[start]
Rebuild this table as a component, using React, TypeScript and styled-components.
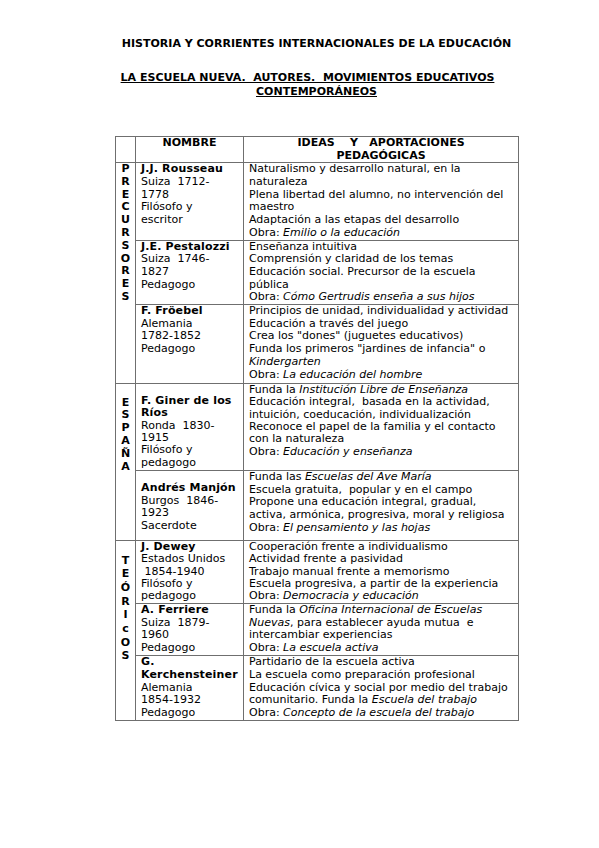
import React from "react";
import styled, { createGlobalStyle } from "styled-components";

const Global = createGlobalStyle`
  html, body { margin: 0; padding: 0; background: #fff; }
  body { font-family: "DejaVu Sans", Verdana, sans-serif; color: #000; }
`;

const Page = styled.div`
  width: 599px;
  height: 848px;
  box-sizing: border-box;
  padding: 37px 0 0 115px;
  background: #fff;
`;

const Column = styled.div`
  width: 403px;
`;

const Title = styled.h1`
  margin: 0;
  font-size: 11px;
  line-height: 14px;
  font-weight: bold;
  text-align: center;
  white-space: nowrap;
`;

const Subtitle = styled.h2`
  margin: 20px 0 0;
  font-size: 11px;
  line-height: 14px;
  font-weight: bold;
  text-align: center;
  white-space: pre;
`;

const SubLine = styled.span<{ $shift?: number }>`
  display: inline-block;
  text-decoration: underline;
  margin-right: ${(p) => p.$shift ?? 0}px;
`;

const Table = styled.table`
  margin-top: 37px;
  width: 403px;
  border-collapse: collapse;
  table-layout: fixed;
  font-size: 11px;
  line-height: 12.8px;
`;

const Cell = styled.td<{ $h?: number; $lh?: number }>`
  border: 1px solid #6f6f6f;
  padding: 0 0 0 5px;
  vertical-align: top;
  height: ${(p) => (p.$h ? `${p.$h - 1}px` : "auto")};
  line-height: ${(p) => p.$lh ?? 12.8}px;
  box-sizing: border-box;
  white-space: pre;
  overflow: hidden;
`;

const GroupCell = styled.td<{ $lh?: number }>`
  border: 1px solid #6f6f6f;
  padding: 0;
  vertical-align: top;
  text-align: center;
  font-weight: bold;
  line-height: ${(p) => p.$lh ?? 12.8}px;
`;

const HeadCell = styled.th`
  border: 1px solid #6f6f6f;
  padding: 0;
  height: 25px;
  line-height: 12.5px;
  vertical-align: top;
  font-weight: bold;
  text-align: center;
  white-space: pre;
`;

const Line = styled.div<{ $bold?: boolean }>`
  font-weight: ${(p) => (p.$bold ? "bold" : "normal")};
  letter-spacing: ${(p) => (p.$bold ? "0.15px" : "0")};
  min-height: 1em;
`;

const Letter = styled.div``;

const I = styled.em`
  font-style: italic;
`;

type Entry = {
  h: number;
  lh?: number;
  name: { t: string; b?: boolean }[];
  ideas: React.ReactNode[];
};

const B = (t: string) => ({ t, b: true });
const N = (t: string) => ({ t });

const precursores: Entry[] = [
  {
    h: 77,
    name: [B("J.J. Rousseau"), N("Suiza  1712-"), N("1778"), N("Filósofo y"), N("escritor")],
    ideas: [
      "Naturalismo y desarrollo natural, en la",
      "naturaleza",
      "Plena libertad del alumno, no intervención del",
      "maestro",
      "Adaptación a las etapas del desarrollo",
      <>Obra: <I>Emilio o la educación</I></>,
    ],
  },
  {
    h: 64,
    lh: 12.6,
    name: [B("J.E. Pestalozzi"), N("Suiza  1746-"), N("1827"), N("Pedagogo")],
    ideas: [
      "Enseñanza intuitiva",
      "Comprensión y claridad de los temas",
      "Educación social. Precursor de la escuela",
      "pública",
      <>Obra: <I>Cómo Gertrudis enseña a sus hijos</I></>,
    ],
  },
  {
    h: 80,
    name: [B("F. Fröebel"), N("Alemania"), N("1782-1852"), N("Pedagogo")],
    ideas: [
      "Principios de unidad, individualidad y actividad",
      "Educación a través del juego",
      "Crea los \"dones\" (juguetes educativos)",
      "Funda los primeros \"jardines de infancia\" o",
      <I>Kindergarten</I>,
      <>Obra: <I>La educación del hombre</I></>,
    ],
  },
];

const espana: Entry[] = [
  {
    h: 88,
    lh: 12.4,
    name: [N(""), B("F. Giner de los"), B("Ríos"), N("Ronda  1830-"), N("1915"), N("Filósofo y"), N("pedagogo")],
    ideas: [
      <>Funda la <I>Institución Libre de Enseñanza</I></>,
      "Educación integral,  basada en la actividad,",
      "intuición, coeducación, individualización",
      "Reconoce el papel de la familia y el contacto",
      "con la naturaleza",
      <>Obra: <I>Educación y enseñanza</I></>,
    ],
  },
  {
    h: 71,
    name: [N(""), B("Andrés Manjón"), N("Burgos  1846-"), N("1923"), N("Sacerdote")],
    ideas: [
      <>Funda las <I>Escuelas del Ave María</I></>,
      "Escuela gratuita,  popular y en el campo",
      "Propone una educación integral, gradual,",
      "activa, armónica, progresiva, moral y religiosa",
      <>Obra: <I>El pensamiento y las hojas</I></>,
    ],
  },
];

const teoricos: Entry[] = [
  {
    h: 63,
    lh: 12.4,
    name: [B("J. Dewey"), N("Estados Unidos"), N(" 1854-1940"), N("Filósofo y"), N("pedagogo")],
    ideas: [
      "Cooperación frente a individualismo",
      "Actividad frente a pasividad",
      "Trabajo manual frente a memorismo",
      "Escuela progresiva, a partir de la experiencia",
      <>Obra: <I>Democracia y educación</I></>,
    ],
  },
  {
    h: 52,
    name: [B("A. Ferriere"), N("Suiza  1879-"), N("1960"), N("Pedagogo")],
    ideas: [
      <>Funda la <I>Oficina Internacional de Escuelas</I></>,
      <><I>Nuevas</I>, para establecer ayuda mutua  e</>,
      "intercambiar experiencias",
      <>Obra: <I>La escuela activa</I></>,
    ],
  },
  {
    h: 66,
    lh: 12.8,
    name: [B("G."), B("Kerchensteiner"), N("Alemania"), N("1854-1932"), N("Pedagogo")],
    ideas: [
      "Partidario de la escuela activa",
      "La escuela como preparación profesional",
      "Educación cívica y social por medio del trabajo",
      <>comunitario. Funda la <I>Escuela del trabajo</I></>,
      <>Obra: <I>Concepto de la escuela del trabajo</I></>,
    ],
  },
];

type Group = { letters: string[]; lead: number; lh?: number; entries: Entry[] };

const groups: Group[] = [
  { letters: "PRECURSORES".split(""), lead: 0, entries: precursores },
  { letters: "ESPAÑA".split(""), lead: 1, entries: espana },
  { letters: ["T", "E", "Ó", "R", "I", "c", "O", "S"], lead: 1, lh: 13.7, entries: teoricos },
];

const LeadGap = styled.div<{ $n: number }>`
  height: ${(p) => p.$n * 12.8}px;
`;

export default function App() {
  return (
    <>
      <Global />
      <Page>
        <Column>
          <Title>HISTORIA Y CORRIENTES INTERNACIONALES DE LA EDUCACIÓN</Title>
          <Subtitle>
            <SubLine $shift={18}>LA ESCUELA NUEVA.  AUTORES.  MOVIMIENTOS EDUCATIVOS</SubLine>
            {"\n"}
            <SubLine>CONTEMPORÁNEOS</SubLine>
          </Subtitle>
          <Table>
            <colgroup>
              <col style={{ width: 20 }} />
              <col style={{ width: 108 }} />
              <col style={{ width: 275 }} />
            </colgroup>
            <thead>
              <tr>
                <HeadCell />
                <HeadCell>NOMBRE</HeadCell>
                <HeadCell>{"IDEAS    Y   APORTACIONES\nPEDAGÓGICAS"}</HeadCell>
              </tr>
            </thead>
            <tbody>
              {groups.map((g) =>
                g.entries.map((e, i) => (
                  <tr key={g.letters.join("") + i}>
                    {i === 0 && (
                      <GroupCell rowSpan={g.entries.length} $lh={g.lh}>
                        <LeadGap $n={g.lead} />
                        {g.letters.map((l, k) => (
                          <Letter key={k}>{l}</Letter>
                        ))}
                      </GroupCell>
                    )}
                    <Cell $h={e.h} $lh={e.lh}>
                      {e.name.map((n, k) => (
                        <Line key={k} $bold={n.b}>
                          {n.t}
                        </Line>
                      ))}
                    </Cell>
                    <Cell $h={e.h} $lh={e.lh}>
                      {e.ideas.map((t, k) => (
                        <Line key={k}>{t}</Line>
                      ))}
                    </Cell>
                  </tr>
                ))
              )}
            </tbody>
          </Table>
        </Column>
      </Page>
    </>
  );
}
[end]
Using the material above, report each line where "components" occurs.

## The solution
Rebuild this table as a component, using React, TypeScript and styled-components.
import styled, { createGlobalStyle } from "styled-components";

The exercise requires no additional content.